#### [REQUIREMENT]
Leave out the pictures, and write out exactly the lines from the beginning of the material to the line holding "const cols = 'grid", that line included, and nothing else.
── DATA PROVIDED
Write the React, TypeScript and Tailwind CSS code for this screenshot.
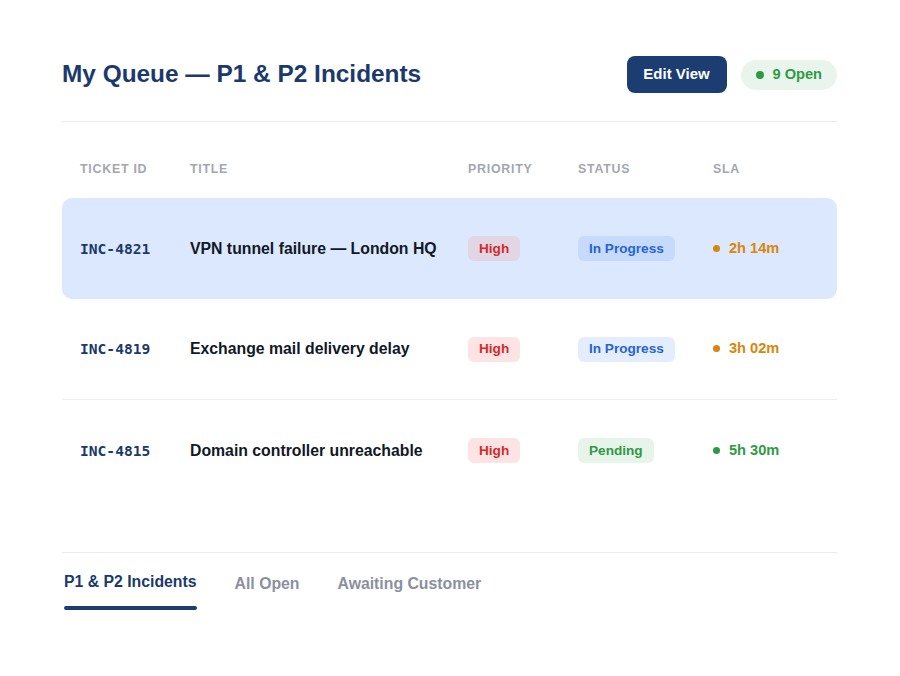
import React from 'react'

type Row = {
  id: string
  title: string
  status: 'In Progress' | 'Pending'
  sla: string
  slaTone: 'amber' | 'green'
  active?: boolean
}

const rows: Row[] = [
  { id: 'INC-4821', title: 'VPN tunnel failure — London HQ', status: 'In Progress', sla: '2h 14m', slaTone: 'amber', active: true },
  { id: 'INC-4819', title: 'Exchange mail delivery delay', status: 'In Progress', sla: '3h 02m', slaTone: 'amber' },
  { id: 'INC-4815', title: 'Domain controller unreachable', status: 'Pending', sla: '5h 30m', slaTone: 'green' },
]

const cols = 'grid grid-cols-[110px_278px_110px_135px_1fr] items-center px-[18px]'

function StatusBadge({ status, active }: { status: Row['status']; active?: boolean }) {
  if (status === 'Pending') {
    return (
      <span className="inline-flex h-[25px] items-center rounded-md bg-[#e6f4ea] px-[11px] text-[13.6px] font-bold text-[#2f9a45]">
        Pending
      </span>
    )
  }
  return (
    <span
      className={`inline-flex h-[25px] items-center rounded-md px-[11px] text-[13.6px] font-bold text-[#2563d6] ${
        active ? 'bg-[#c6dafb]' : 'bg-[#e3edfd]'
      }`}
    >
      In Progress
    </span>
  )
}

export default function App() {
  return (
    <div className="min-h-[676px] w-[900px] bg-white px-[62px] pt-[56px] font-['Liberation_Sans',Arial,sans-serif]">
      <div className="w-[775px]">
        {/* header */}
        <div className="flex h-[37px] items-center justify-between">
          <h1 className="text-[24.4px] font-bold text-[#1b3a6b]">My Queue — P1 &amp; P2 Incidents</h1>
          <div className="flex items-center gap-[14px]">
            <button className="h-[37px] w-[100px] rounded-lg bg-[#1b3d72] text-[15px] font-bold text-white">Edit View</button>
            <span className="flex h-[30px] items-center gap-[9px] rounded-full bg-[#e9f5ec] pl-[15px] pr-[15px] text-[14.6px] font-bold text-[#2f9a45]">
              <span className="h-[8px] w-[8px] rounded-full bg-[#2f9a45]" />
              9 Open
            </span>
          </div>
        </div>

        <div className="mt-[28px] border-b border-[#e8eaee]" />

        {/* column headers */}
        <div className={`${cols} pb-[21px] pt-[39px] text-[12.4px] font-bold uppercase leading-[16px] tracking-[0.06em] text-[#a3a7ae]`}>
          <span>Ticket ID</span>
          <span>Title</span>
          <span>Priority</span>
          <span>Status</span>
          <span>SLA</span>
        </div>

        {/* rows */}
        <div className="flex flex-col">
          {rows.map((r, i) => (
            <div
              key={r.id}
              className={`${cols} h-[101px] ${
                r.active ? 'rounded-[10px] bg-[#dbe8fd]' : i < rows.length - 1 ? 'border-b border-[#eceef1]' : ''
              }`}
            >
              <span className="font-['DejaVu_Sans_Mono',monospace] text-[14.6px] font-semibold text-[#1b3a6b]">{r.id}</span>
              <span className="text-[15.8px] font-bold text-[#111827]">{r.title}</span>
              <span>
                <span
                  className={`inline-flex h-[25px] items-center rounded-md px-[11px] text-[13.6px] font-bold text-[#d32a2a] ${
                    r.active ? 'bg-[#e2d6e5]' : 'bg-[#fde4e4]'
                  }`}
                >
                  High
                </span>
              </span>
              <span>
                <StatusBadge status={r.status} active={r.active} />
              </span>
              <span
                className={`flex items-center gap-[9px] text-[14.6px] font-bold ${
                  r.slaTone === 'amber' ? 'text-[#d9860b]' : 'text-[#2f9a45]'
                }`}
              >
                <span className={`h-[7px] w-[7px] rounded-full ${r.slaTone === 'amber' ? 'bg-[#d9860b]' : 'bg-[#2f9a45]'}`} />
                {r.sla}
              </span>
            </div>
          ))}
        </div>

        {/* tabs */}
        <div className="mt-[51px] border-t border-[#e8eaee]">
          <div className="flex gap-[38px] pl-[2px] pt-[19px]">
            <div className="flex flex-col">
              <span className="text-[15.8px] font-bold leading-[20px] text-[#1b3a6b]">P1 &amp; P2 Incidents</span>
              <span className="mt-[14px] h-[4px] rounded-full bg-[#1b3d72]" />
            </div>
            <span className="pt-[2px] text-[15.8px] font-bold leading-[20px] text-[#8b90a0]">All Open</span>
            <span className="pt-[2px] text-[15.8px] font-bold leading-[20px] text-[#8b90a0]">Awaiting Customer</span>
          </div>
        </div>
      </div>
    </div>
  )
}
────
#### [RESULT BELOW]
Write the React, TypeScript and Tailwind CSS code for this screenshot.
import React from 'react'

type Row = {
  id: string
  title: string
  status: 'In Progress' | 'Pending'
  sla: string
  slaTone: 'amber' | 'green'
  active?: boolean
}

const rows: Row[] = [
  { id: 'INC-4821', title: 'VPN tunnel failure — London HQ', status: 'In Progress', sla: '2h 14m', slaTone: 'amber', active: true },
  { id: 'INC-4819', title: 'Exchange mail delivery delay', status: 'In Progress', sla: '3h 02m', slaTone: 'amber' },
  { id: 'INC-4815', title: 'Domain controller unreachable', status: 'Pending', sla: '5h 30m', slaTone: 'green' },
]

const cols = 'grid grid-cols-[110px_278px_110px_135px_1fr] items-center px-[18px]'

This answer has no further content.